Впрочем, не раздувайся попусту. Во-первых, тут до конца неясно, сигнал ли это или нет. А во-вторых, нельзя искать крайнего в ГПС. Всего не предусмотришь, и от ошибок никто не застрахован. Эфир они слушали тщательно, я им верю. Но не сумели же расчетчики дать прогноз по Бакаю с Федором. Значит, и эти могли прохлопать одинокий слабый сигнал….
И вообще, – сказал он себе, – при чем тут ГПС?! Ведь сегодня ты уже все знал, однако это не помешало тебе упустить Сивого. Такие дни – и один прокол за другим!»
– Малыш, – попросил он, – дай-ка еще раз, только медленно, как они обходят Егория.

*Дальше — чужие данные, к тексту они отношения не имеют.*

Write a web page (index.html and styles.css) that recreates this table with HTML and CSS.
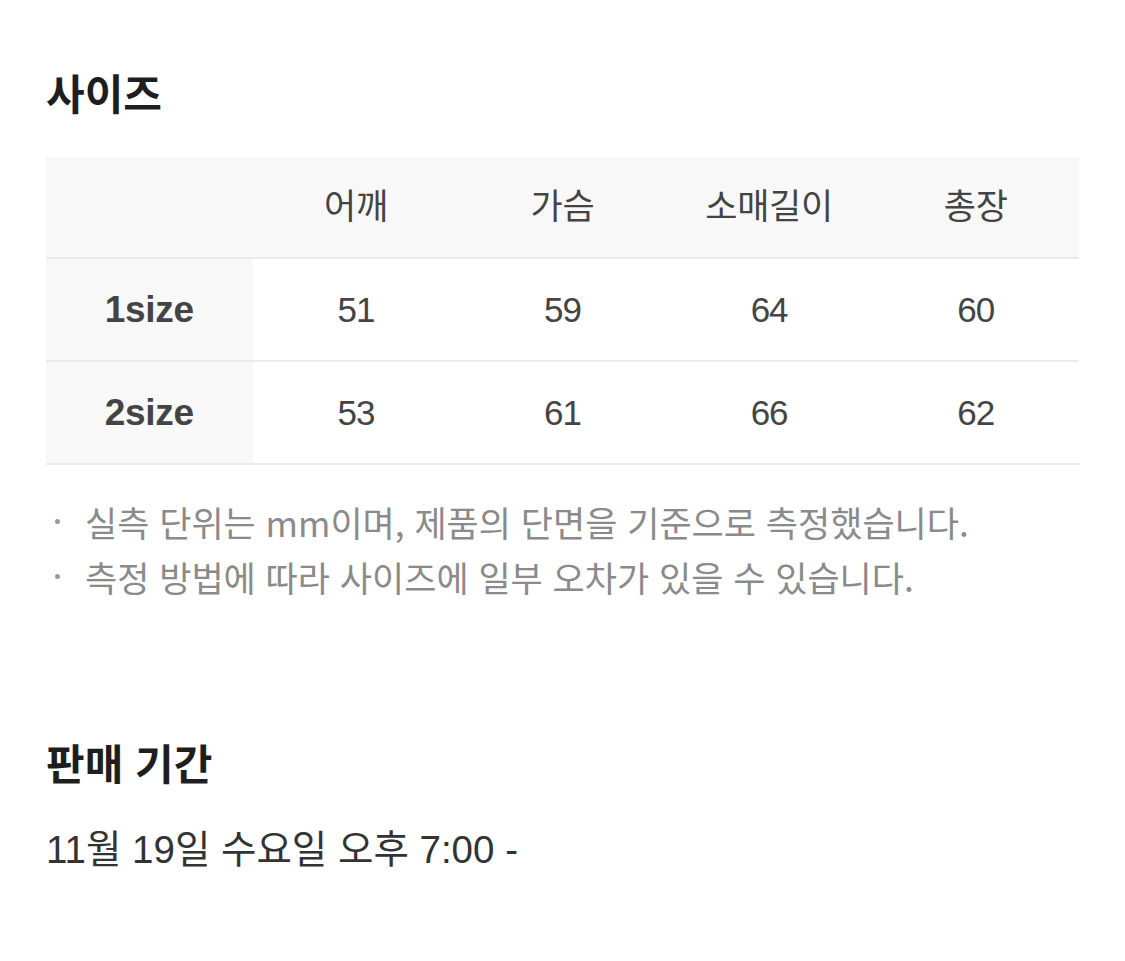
FILE: index.html
```html
<!DOCTYPE html>
<html lang="ko">
<head>
<meta charset="utf-8">
<link rel="stylesheet" href="styles.css">
</head>
<body>
<main class="page">
  <section class="section">
    <h2 class="title">사이즈</h2>
    <div class="size-table">
      <div class="row head">
        <div class="cell label"></div>
        <div class="cell">어깨</div>
        <div class="cell">가슴</div>
        <div class="cell">소매길이</div>
        <div class="cell">총장</div>
      </div>
      <div class="row">
        <div class="cell label">1size</div>
        <div class="cell num">51</div>
        <div class="cell num">59</div>
        <div class="cell num">64</div>
        <div class="cell num">60</div>
      </div>
      <div class="row">
        <div class="cell label">2size</div>
        <div class="cell num">53</div>
        <div class="cell num">61</div>
        <div class="cell num">66</div>
        <div class="cell num">62</div>
      </div>
    </div>
    <ul class="notes">
      <li>실측 단위는 mm이며, 제품의 단면을 기준으로 측정했습니다.</li>
      <li>측정 방법에 따라 사이즈에 일부 오차가 있을 수 있습니다.</li>
    </ul>
  </section>
  <section class="section period">
    <h2 class="title">판매 기간</h2>
    <p class="date">11월 19일 수요일 오후 7:00 -</p>
  </section>
</main>
</body>
</html>
```
FILE: styles.css
```css
* { box-sizing: border-box; }
html, body { margin: 0; padding: 0; background: #fff; }
body {
  font-family: "Liberation Sans", "Noto Sans CJK KR", sans-serif;
  color: #222;
}
.page {
  width: 1125px;
  padding: 64px 46px 0 46px;
}
.title {
  margin: 0;
  font-family: "Noto Sans CJK KR", sans-serif;
  font-size: 42px;
  font-weight: 700;
  line-height: 56px;
  color: #1e1e1e;
  letter-spacing: 0;
}
.size-table {
  margin-top: 37px;
  width: 1033px;
}
.row {
  display: grid;
  grid-template-columns: repeat(5, 1fr);
  height: 103px;
  border-bottom: 2px solid #ebebeb;
}
.row.head {
  height: 102px;
  background: #f8f8f8;
  padding-bottom: 8px;
}
.cell {
  display: flex;
  align-items: center;
  justify-content: center;
  font-size: 35px;
  color: #444;
  font-family: "Noto Sans CJK KR", sans-serif;
  letter-spacing: -0.3px;
}
.cell.num {
  font-family: "Liberation Sans", sans-serif;
  font-size: 35px;
  letter-spacing: -1px;
}
.cell.label {
  background: #f8f8f8;
  font-family: "Liberation Sans", sans-serif;
  font-weight: 700;
  font-size: 37px;
  letter-spacing: -0.3px;
}
.row.head .cell.label { background: transparent; }
.notes {
  list-style: none;
  margin: 29px 0 0 0;
  padding: 0;
  color: #8a8a8a;
  font-family: "Noto Sans CJK KR", sans-serif;
  font-size: 35px;
  line-height: 55px;
  letter-spacing: 0;
}
.notes li {
  display: flex;
  align-items: center;
}
.notes li::before {
  content: "";
  width: 5px;
  height: 5px;
  border-radius: 50%;
  background: #999;
  margin: 0 25px 0 9px;
  flex: none;
}
.period {
  margin-top: 130px;
}
.date {
  margin: 36px 0 0 0;
  font-family: "Liberation Sans", "Noto Sans CJK KR", sans-serif;
  font-size: 38.5px;
  line-height: 48px;
  color: #333;
  letter-spacing: 0;
}
```
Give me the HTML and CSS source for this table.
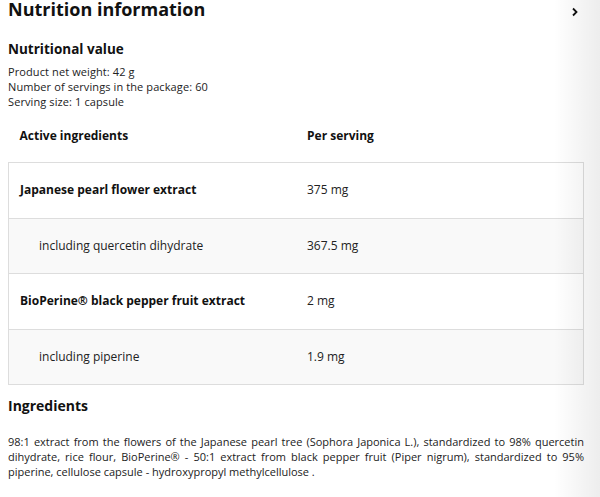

Я буду их брать там.
Сивый с Обмылком шли не торопясь, ни на кого не обращая внимания, вроде бы переговариваясь, а на самом деле зорко глядя по сторонам, и взгляды их, быстро скользящие поверх голов в попытке сориентироваться на местности, выдавали людей пришлых, не знающих ни Варварки, ни Москвы, но почему-то предпочитающих это скрывать.
Трудно будет с «Фокусом», – заметил Свирь. – Очень сосредоточены.
Этот тест нравился Свирю своей быстротой, хоть и не был так надежен, как «Волчок». Однако «Фокус» требовал максимально естественного для каждой конкретной ситуации способа привлечения внимания – иначе он не работал.
Споткнешься – и хлопнешься наземь у ног, – предложил Малыш. – Ты уже это делал.
Сивый с Обмылком, снова возвращенные Малышом назад, свернули к церкви Святого Георгия, обходя ее с юга. Свирь оглядел двух старух и калеку без руки, рядом с которыми он должен будет завтра разместиться на паперти. Сивый заговорил оживленнее и ткнул рукой вперед.
Дай мне крупный план, – попросил Свирь. – Попробую прочитать по губам.
Не получится. Ракурс не тот. Но можно догадаться.
Ну-ка!
– Он говорит, что это не та церковь.
– По паре Сивого, кажется, нет ни одной речевой фиксации?
– Да. По ним вообще мало информации, ты же знаешь.
– Хорошо, – сказал Свирь. – Конец диалога.
Малыш замолчал.
«Мало информации, – размышлял Свирь. – И еще этот сигнал. Как раз вчера. А сегодня Сивый с напарником. И мало информации. Ну как нарочно, один к одному! Неужели это Летучие?! Конечно, если бы не сигнал, ты б так не дергался. А о сигнале, между прочим, лучше не думать. Считай, что не было никакого сигнала. Ты сто раз смотрел картинку. Там полно засветок, и этот сигнал вполне может оказаться обычной помехой. Не думай об этом сигнале – а то ведь так легко принять желаемое за действительное. Тем более, когда устал ждать. А если это был посадочный бот? – спросил он себя. – А ты боишься в это поверить. Что тогда?»
Он закрыл на секунду глаза, помассировал грязными пальцами виски.
Даже если локатор Малыша действительно взял посадочный бот «Целесты», из этого ровным счетом ничего не следовало. Кроме того, что работать надо было еще тщательнее. Работать – это все, что ему оставалось. И еще не делать таких ошибок, как сегодня.
«Ну ладно, – сказал он себе, расстегивая верхнюю пуговицу. – Камеры ты поставил. Теперь, по крайней мере, увидишь, что там, за Николой Чудотворцем, произойдет. Так что ложись, не мучайся, лучше не станет…»
Глаза щипало. Пора было спать. Июль получился очень напряженным. Семнадцать уже отработанных групп и три, оставшиеся до конца месяца. Да плюс ко всему еще этот невнятный сигнал. Такого у Свиря еще не было. Недаром июль здесь звали «страдником». Впрочем, работать все равно было легче, чем зимой. Зиму Свирь не любил.
Он вздохнул и стал неловко стаскивать кафтан, чтобы накрыться им. Теперь можно было и лечь.
«Спать, – приказал он, устраиваясь на лавке. – Завтра сложный день. Спать…»
И снова горел воздух, привычно метались за экранами языки пламени, и непонятно откуда взявшаяся Ията корректировала посадку. Она отстраненно молчала, глядя прямо перед собой, и сердце остро сжималось, истекало болью непоправимой утраты, и холодная пустота распирала грудь, потому что ясно было, что их поезда давно уже ушли по горящим мостам, да и от самих мостов теперь остались только обожженные головешки на дне пропастей. И черный противоперегрузочный костюм со стоячим воротником, и воронье крыло густых волос, и румянец на точеных смуглых скулах. И ни обнять, ни прикоснуться губами.